>> START
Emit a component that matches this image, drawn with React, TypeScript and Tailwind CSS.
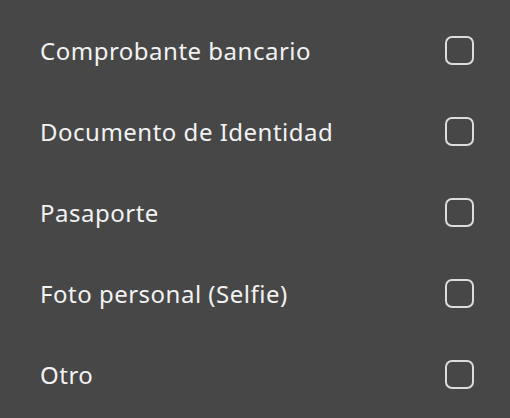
const items = [
  "Comprobante bancario",
  "Documento de Identidad",
  "Pasaporte",
  "Foto personal (Selfie)",
  "Otro",
];

export default function App() {
  return (
    <div className="h-[418px] w-[510px] overflow-hidden bg-[#474747] pt-[10px] font-['Noto_Sans','Open_Sans',sans-serif]">
      {items.map((label) => (
        <label
          key={label}
          className="flex h-[81px] items-center justify-between pl-[40px] pr-[36px]"
        >
          <span className="text-[24px] tracking-[0.5px] text-[#f2f2f2]">{label}</span>
          <span className="h-[29px] w-[29px] rounded-[7px] border-2 border-[#dcdcdc]" />
        </label>
      ))}
    </div>
  );
}
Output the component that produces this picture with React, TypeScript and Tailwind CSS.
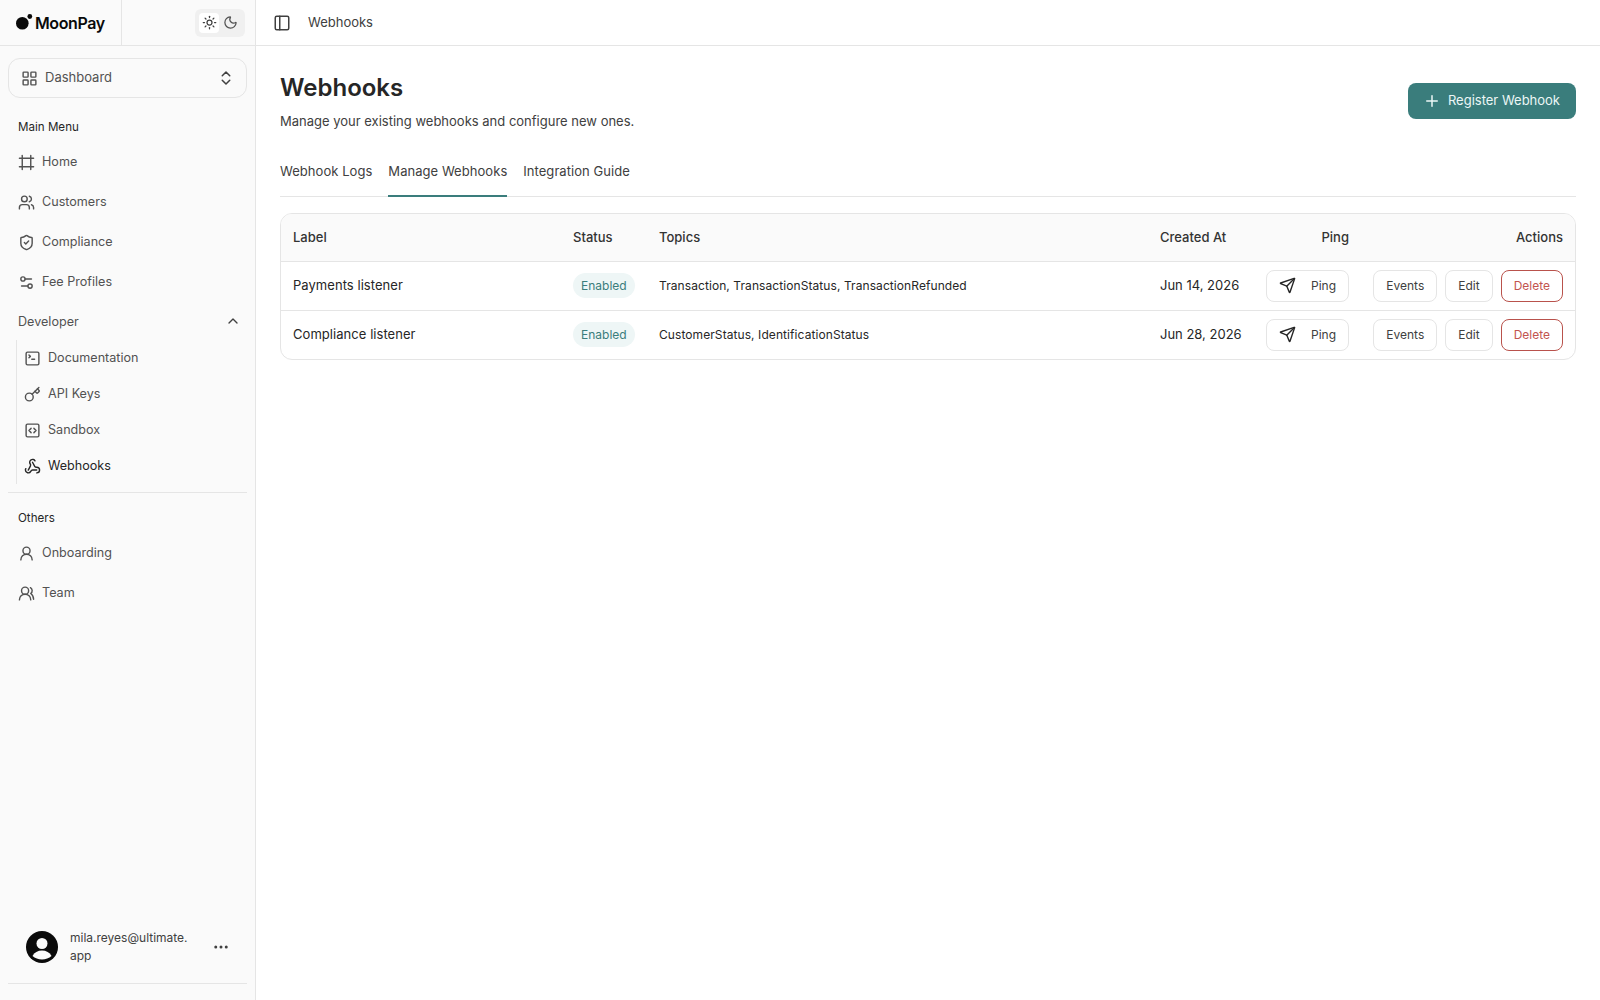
>> END
▶ STATED GOAL: Copy out every line with the word "TypeScript".

▶ ANSWER BELOW:
Emit a component that matches this image, drawn with React, TypeScript and Tailwind CSS.
Output the component that produces this picture with React, TypeScript and Tailwind CSS.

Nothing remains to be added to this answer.